[Goal of the exercise] Write out the line with "Reproduce this screenshot" and every later line through the end of the data below, exactly as given, with no pictures in the copy.

[Entries]
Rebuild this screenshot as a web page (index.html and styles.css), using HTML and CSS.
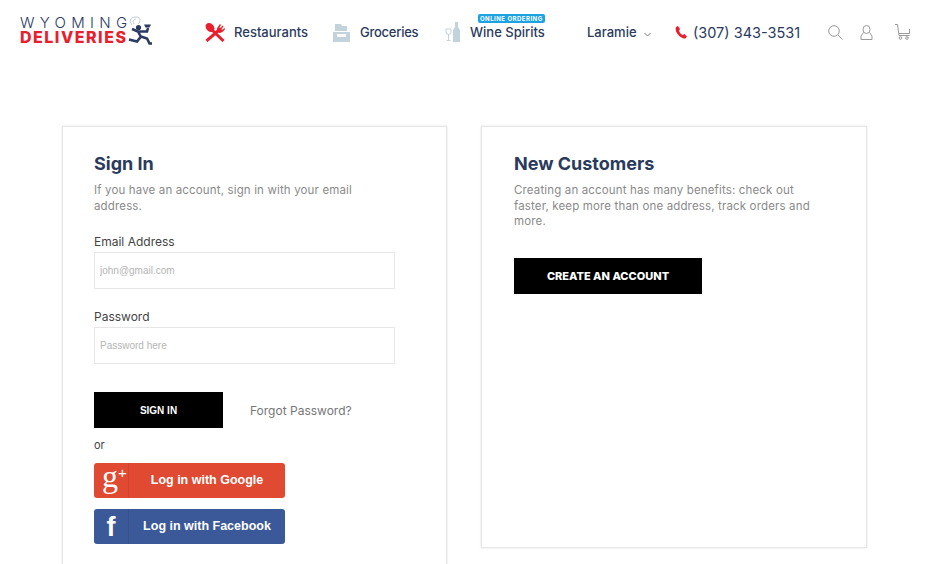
FILE: index.html
```html
<!DOCTYPE html>
<html lang="en">
<head>
    <meta charset="UTF-8">
    <meta name="viewport" content="width=device-width, initial-scale=1.0">
    <title>Wyoming Deliveries - Sign In</title>
    <link rel="stylesheet" href="styles.css">
</head>
<body>
    <div class="header">
        <a class="logo" href="#">
            <span class="logo-text">
                <span class="logo-top">WYOMING</span>
                <span class="logo-bottom">DELIVERIES</span>
            </span>
            <svg class="logo-runner" width="27" height="32" viewBox="0 0 27 32">
                <path d="M6 11C2 5 6 3 10 3C15 3 15 8 12 10M8 10C6 7 8 5 10 5" fill="none" stroke="#c3ccd3"/>
                <circle cx="12.500" cy="13.500" r="2.600" fill="#2a3a63"/>
                <path d="M18 10.500h7l-1.500 3h-4z" fill="#2a3a63"/>
                <path d="M12 17.500L15 23M12 17.500H21L22 14M12 17.500L6 15M15 22.500L21 24.500L23.500 29.500H26M15 22.500L11 27.500L3 25.500" fill="none" stroke="#2a3a63" stroke-width="2.600"/>
            </svg>
        </a>
        <nav class="nav">
            <a class="nav-item nav-restaurants" href="#">
                <svg width="20" height="20" viewBox="0 0 20 20">
                    <path d="M5 6L18.500 19" stroke="#e8202e" stroke-width="3" fill="none"/>
                    <ellipse cx="5" cy="5.500" rx="3.800" ry="5" transform="rotate(-45 5 5.500)" fill="#e8202e"/>
                    <path d="M14 8L1.500 19" stroke="#e8202e" stroke-width="3" fill="none"/>
                    <path d="M12 8.500C11.500 6 13 5 15 2L16 3L14.500 5.500L15.500 6L17.500 3.500L18.500 4.500L16.500 7L17 8L19.500 6L20 7C18 10 16 11 14 11z" fill="#e8202e"/>
                </svg>
                Restaurants
            </a>
            <a class="nav-item nav-groceries" href="#">
                <svg width="17" height="19" viewBox="0 0 17 19">
                    <path d="M2 1h6l1 2h5v5H2z" fill="#c3d3db"/>
                    <path d="M0 9h17v10H0z" fill="#c3d3db"/>
                    <path d="M4 11h9v3H4z" fill="#fff"/>
                </svg>
                Groceries
            </a>
            <a class="nav-item nav-wine" href="#">
                <svg width="16" height="20" viewBox="0 0 16 20">
                    <path d="M1 7h5v3a2.500 2.500 0 0 1-5 0z" fill="none" stroke="#c3d3db"/>
                    <path d="M3.500 12v6.500M1.500 18.500h4" stroke="#c3d3db" fill="none"/>
                    <path d="M10 0h3v5l2 3v12H8V8l2-3z" fill="#c3d3db"/>
                </svg>
                <span class="wine-label">
                    <span class="badge">ONLINE ORDERING</span>
                    Wine Spirits
                </span>
            </a>
        </nav>
        <a class="city" href="#">
            Laramie
            <svg class="city-arrow" width="7" height="5" viewBox="0 0 7 5"><path d="M.5 1l3 3 3-3" fill="none" stroke="#777"/></svg>
        </a>
        <a class="phone" href="#">
            <svg width="12" height="13" viewBox="0 0 12 13">
                <path d="M1 1l2-1 2 3-1 2c.5 1.500 2 3 3.500 4l2-1 2.500 2.500-1.500 2C6 13-1 6 1 1z" fill="#e8202e"/>
            </svg>
            (307) 343-3531
        </a>
        <div class="header-icons">
            <svg width="15" height="15" viewBox="0 0 15 15">
                <circle cx="6" cy="6" r="5.300" fill="none" stroke="#999"/>
                <path d="M10 10l4.500 4.500" stroke="#999" fill="none"/>
            </svg>
            <svg width="13" height="15" viewBox="0 0 13 15">
                <ellipse cx="6.500" cy="4.500" rx="3.500" ry="4" fill="none" stroke="#999"/>
                <path d="M3.500 7.500L1 11v3.500h11V11L9.500 7.500" fill="none" stroke="#999"/>
            </svg>
            <svg class="cart-icon" width="15" height="16" viewBox="0 0 15 16">
                <path d="M0 .5h2.500l1.500 11h10.500M4 9.500h10.500V5" fill="none" stroke="#999"/>
                <circle cx="5.500" cy="14" r="1.300" fill="none" stroke="#999"/>
                <circle cx="12" cy="14" r="1.300" fill="none" stroke="#999"/>
            </svg>
        </div>
    </div>

    <div class="account">
        <div class="card card-signin">
            <h2>Sign In</h2>
            <p class="intro">If you have an account, sign in with your email address.</p>
            <div class="field">
                <label for="email">Email Address</label>
                <input type="text" id="email" placeholder="john@gmail.com">
            </div>
            <div class="field">
                <label for="password">Password</label>
                <input type="text" id="password" placeholder="Password here">
            </div>
            <div class="signin-row">
                <button class="btn btn-signin">SIGN IN</button>
                <a class="forgot" href="#">Forgot Password?</a>
            </div>
            <div class="or">or</div>
            <a class="social social-google" href="#">
                <span class="social-icon google-icon">g<sup>+</sup></span>
                <span class="social-text">Log in with Google</span>
            </a>
            <a class="social social-facebook" href="#">
                <span class="social-icon facebook-icon">f</span>
                <span class="social-text">Log in with Facebook</span>
            </a>
        </div>
        <div class="card card-new">
            <h2>New Customers</h2>
            <p class="intro">Creating an account has many benefits: check out faster, keep more than one address, track orders and more.</p>
            <button class="btn btn-create">CREATE AN ACCOUNT</button>
        </div>
    </div>
</body>
</html>
```

FILE: styles.css
```css
html, body {
    height: 564px;
    overflow: hidden;
}

body {
    font-family: Inter, 'Open Sans', sans-serif;
    margin: 0;
    padding: 0;
    color: #2a3a5c;
    background-color: #fff;
}

a {
    color: inherit;
    text-decoration: none;
}

.header {
    display: flex;
    align-items: center;
    height: 64px;
    padding-left: 20px;
}

.logo {
    display: flex;
    align-items: center;
    width: 185px;
    margin-bottom: 4px;
}

.logo-text {
    display: flex;
    flex-direction: column;
    line-height: 15px;
}

.logo-top {
    font-size: 15px;
    font-weight: 300;
    letter-spacing: 5.300px;
    color: #2a3a63;
}

.logo-bottom {
    font-size: 16px;
    font-weight: 800;
    letter-spacing: 1.500px;
    color: #e8202e;
}

.logo-runner {
    margin-left: -6px;
}

.nav {
    display: flex;
    align-items: center;
}

.nav-item {
    display: flex;
    align-items: center;
    gap: 9px;
    font-size: 13px;
    font-weight: 500;
    white-space: nowrap;
}

.nav-restaurants {
    width: 128px;
}

.nav-groceries {
    width: 112px;
    gap: 10px;
    letter-spacing: -.25px;
}

.nav-wine {
    width: 142px;
}

.wine-label {
    position: relative;
}

.badge {
    position: absolute;
    left: 8px;
    top: -10px;
    background-color: #1ca3e3;
    color: #fff;
    font-size: 6px;
    font-weight: 700;
    letter-spacing: .5px;
    line-height: 9px;
    padding: 0 2px;
    border-radius: 2px;
}

.city {
    display: flex;
    align-items: center;
    gap: 7px;
    width: 88px;
    font-size: 13px;
    font-weight: 500;
}

.city-arrow {
    margin-top: 4px;
}

.phone {
    display: flex;
    align-items: center;
    gap: 6px;
    width: 153px;
    font-size: 14.500px;
}

.header-icons {
    display: flex;
    align-items: center;
    gap: 17px;
}

.cart-icon {
    margin-left: 5px;
}

.account {
    display: grid;
    grid-template-columns: 385px 386px;
    gap: 34px;
    align-items: start;
    padding: 62px 0 0 62px;
}

.card {
    box-sizing: border-box;
    padding: 26px 32px;
    border: 1px solid #e6e6e6;
    box-shadow: 0 0 2px rgba(0, 0, 0, .12);
}

.card-signin {
    height: 480px;
    padding-left: 31px;
}

.card-new {
    height: 422px;
}

.card h2 {
    margin: 0 0 8px 0;
    font-size: 18px;
    font-weight: 700;
    line-height: 22px;
}

.intro {
    margin: 0;
    font-size: 11.500px;
    letter-spacing: .15px;
    line-height: 15.500px;
    color: #8a8a8a;
}

.card-signin .intro {
    max-width: 280px;
}

.card-new .intro {
    max-width: 300px;
}

.field {
    margin-top: 20px;
}

.field label {
    display: block;
    margin-bottom: 2px;
    font-size: 12px;
    line-height: 16px;
    color: #444;
}

.field input {
    display: block;
    box-sizing: border-box;
    width: 301px;
    height: 37px;
    padding: 0 5px 1px;
    border: 1px solid #e6e6e6;
    font-family: 'Liberation Sans', sans-serif;
    font-size: 10px;
}

.field input::placeholder {
    color: #b5b5b5;
}

.signin-row {
    display: flex;
    align-items: center;
    gap: 27px;
    margin-top: 28px;
}

.btn {
    display: block;
    height: 36px;
    border: none;
    background-color: #000;
    color: #fff;
    font-weight: 700;
    cursor: pointer;
}

.btn-signin {
    width: 129px;
    font-family: 'Liberation Sans', sans-serif;
    font-size: 10px;
}

.forgot {
    font-size: 12px;
    color: #777;
}

.or {
    margin: 10px 0 10px 0;
    font-size: 11px;
    line-height: 15px;
    color: #444;
}

.social {
    display: flex;
    align-items: center;
    width: 191px;
    height: 35px;
    margin-bottom: 11px;
    border-radius: 3px;
    color: #fff;
    font-family: 'Liberation Sans', sans-serif;
    font-weight: 700;
    font-size: 12.500px;
}

.social-google {
    background-color: #e04a32;
}

.social-facebook {
    background-color: #3b5998;
}

.social-icon {
    box-sizing: border-box;
    width: 35px;
    height: 35px;
    border-right: 1px solid rgba(0, 0, 0, .08);
    white-space: nowrap;
}

.google-icon {
    padding-left: 8px;
    font-family: 'Liberation Serif', serif;
    font-size: 32px;
    font-weight: 400;
    line-height: 26px;
}

.google-icon sup {
    font-family: 'Liberation Sans', sans-serif;
    font-size: 15px;
    line-height: 0;
    vertical-align: 9px;
}

.facebook-icon {
    font-size: 27px;
    line-height: 37px;
    text-align: center;
}

.social-text {
    flex: 1;
    padding-bottom: 2px;
    text-align: center;
}

.btn-create {
    width: 188px;
    margin-top: 28px;
    font-family: Inter, sans-serif;
    font-size: 11px;
    font-weight: 800;
}
```
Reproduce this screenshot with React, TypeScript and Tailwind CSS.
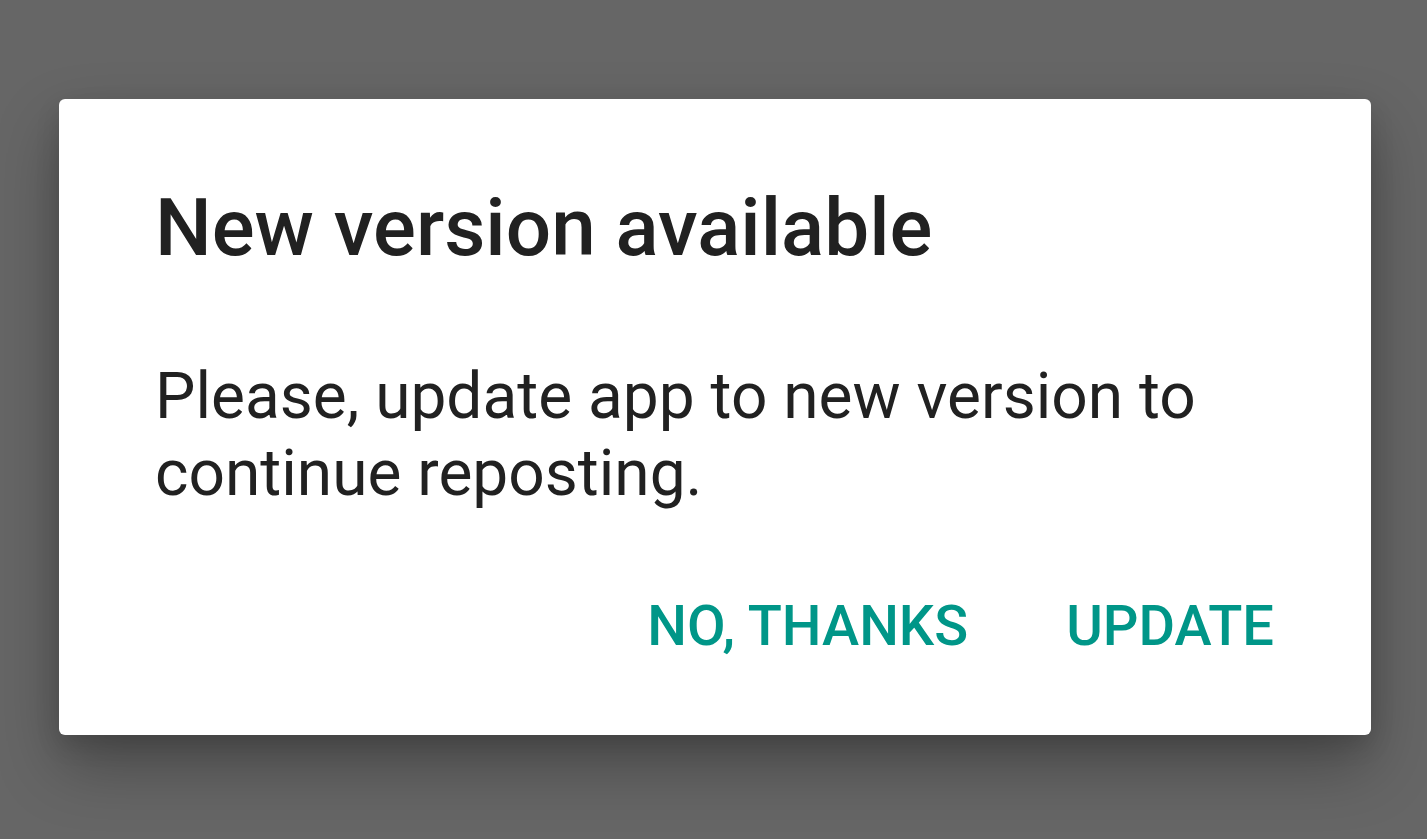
import React from 'react';

const App: React.FC = () => {
    return (
        <div className="w-full h-[839px] bg-[#666666] pt-[99px] pl-[59px] pr-[56px] font-['Roboto',sans-serif] overflow-hidden">
            <div className="w-[1312px] h-[636px] bg-white rounded-[6px] shadow-[0_30px_64px_rgba(0,0,0,0.3),0_10px_24px_rgba(0,0,0,0.12)] pt-[84px] pl-[96px] pr-[97px] flex flex-col">
                <h1 className="text-[80px] leading-[90px] font-medium text-[#212121]">New version available</h1>
                <p className="mt-[85px] text-[64px] leading-[77px] text-[#212121]">
                    Please, update app to new version to
                    <br />
                    continue reposting.
                </p>
                <div className="mt-[82px] flex justify-end gap-[98px]">
                    <button className="text-[56px] leading-[64px] font-medium text-[#009688]">NO, THANKS</button>
                    <button className="text-[56px] leading-[64px] font-medium text-[#009688]">UPDATE</button>
                </div>
            </div>
        </div>
    );
};

export default App;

[Answer to this problem]
Reproduce this screenshot with React, TypeScript and Tailwind CSS.
import React from 'react';

const App: React.FC = () => {
    return (
        <div className="w-full h-[839px] bg-[#666666] pt-[99px] pl-[59px] pr-[56px] font-['Roboto',sans-serif] overflow-hidden">
            <div className="w-[1312px] h-[636px] bg-white rounded-[6px] shadow-[0_30px_64px_rgba(0,0,0,0.3),0_10px_24px_rgba(0,0,0,0.12)] pt-[84px] pl-[96px] pr-[97px] flex flex-col">
                <h1 className="text-[80px] leading-[90px] font-medium text-[#212121]">New version available</h1>
                <p className="mt-[85px] text-[64px] leading-[77px] text-[#212121]">
                    Please, update app to new version to
                    <br />
                    continue reposting.
                </p>
                <div className="mt-[82px] flex justify-end gap-[98px]">
                    <button className="text-[56px] leading-[64px] font-medium text-[#009688]">NO, THANKS</button>
                    <button className="text-[56px] leading-[64px] font-medium text-[#009688]">UPDATE</button>
                </div>
            </div>
        </div>
    );
};

export default App;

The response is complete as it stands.